Eileen Barrett (Photo: Barry Zepel)
Eileen Barrett, English professor and graduate coordinator, was selected as the winner of the Sue Schaefer Award for 2012-13.
The Academic Senate established the award in the fall of 2001. It is named in honor of Schaefer, a professor emerita of management whose endowment funds its annual presentation. The award recognizes an instructor "who demonstrates sustained service to the faculty of Cal State East Bay."
Barrett has been a Cal State East Bay faculty member for 25 years.

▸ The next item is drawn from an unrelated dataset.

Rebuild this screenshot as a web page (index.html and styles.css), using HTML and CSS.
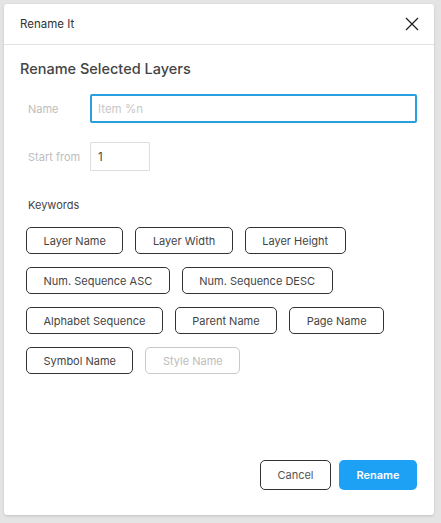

She previously served for 15 years as director for the Office of Faculty Development, now known as the Faculty Center for Excellence in Teaching (FaCET).
FaCET provides opportunities and space for full- and part-time CSUEB faculty, at all stages in their academic careers, to collaborate on projects that improve teaching and student learning.
“I enjoyed helping our students get the best faculty possible by helping them develop their skills,” Barrett said.
Barrett teaches courses that include Gay and Lesbian Literature, Critical Theory, Theory and Practice of Teaching Literature and Composition, along with several graduate seminars.
“I’ve always loved the classroom,” Barrett said. “I also love literature and teaching.”
She added that the favorite part of her job is working with the students.
Barrett has edited several books, including “American Woman Writers: Diverse Voices in Prose Since 1845,” “Virginia Woolf: Lesbian Readings (Cutting Edge: Lesbian Life and Literature),” and “Approaches to Teaching Woolf’s Mrs. Dalloway (Approaches to Teaching World Literature).”
Eileen Barrett and former Cal State East Bay professor Mary Cullinan -- now president of Southern Oregon University -- recently co-authored an article, "Professor or Administrator?" for The Chronicle of Higher Education. In it, Barrett and Cullinan debate whether academics should remain on the faculty or jump to an administrative role. In the article, Barrett is asked what keeps her charged up as a professor year after year.
“For me, students keep everything new and exciting,” she wrote for the article. “The student mix and the individual students are so different every year, every term.”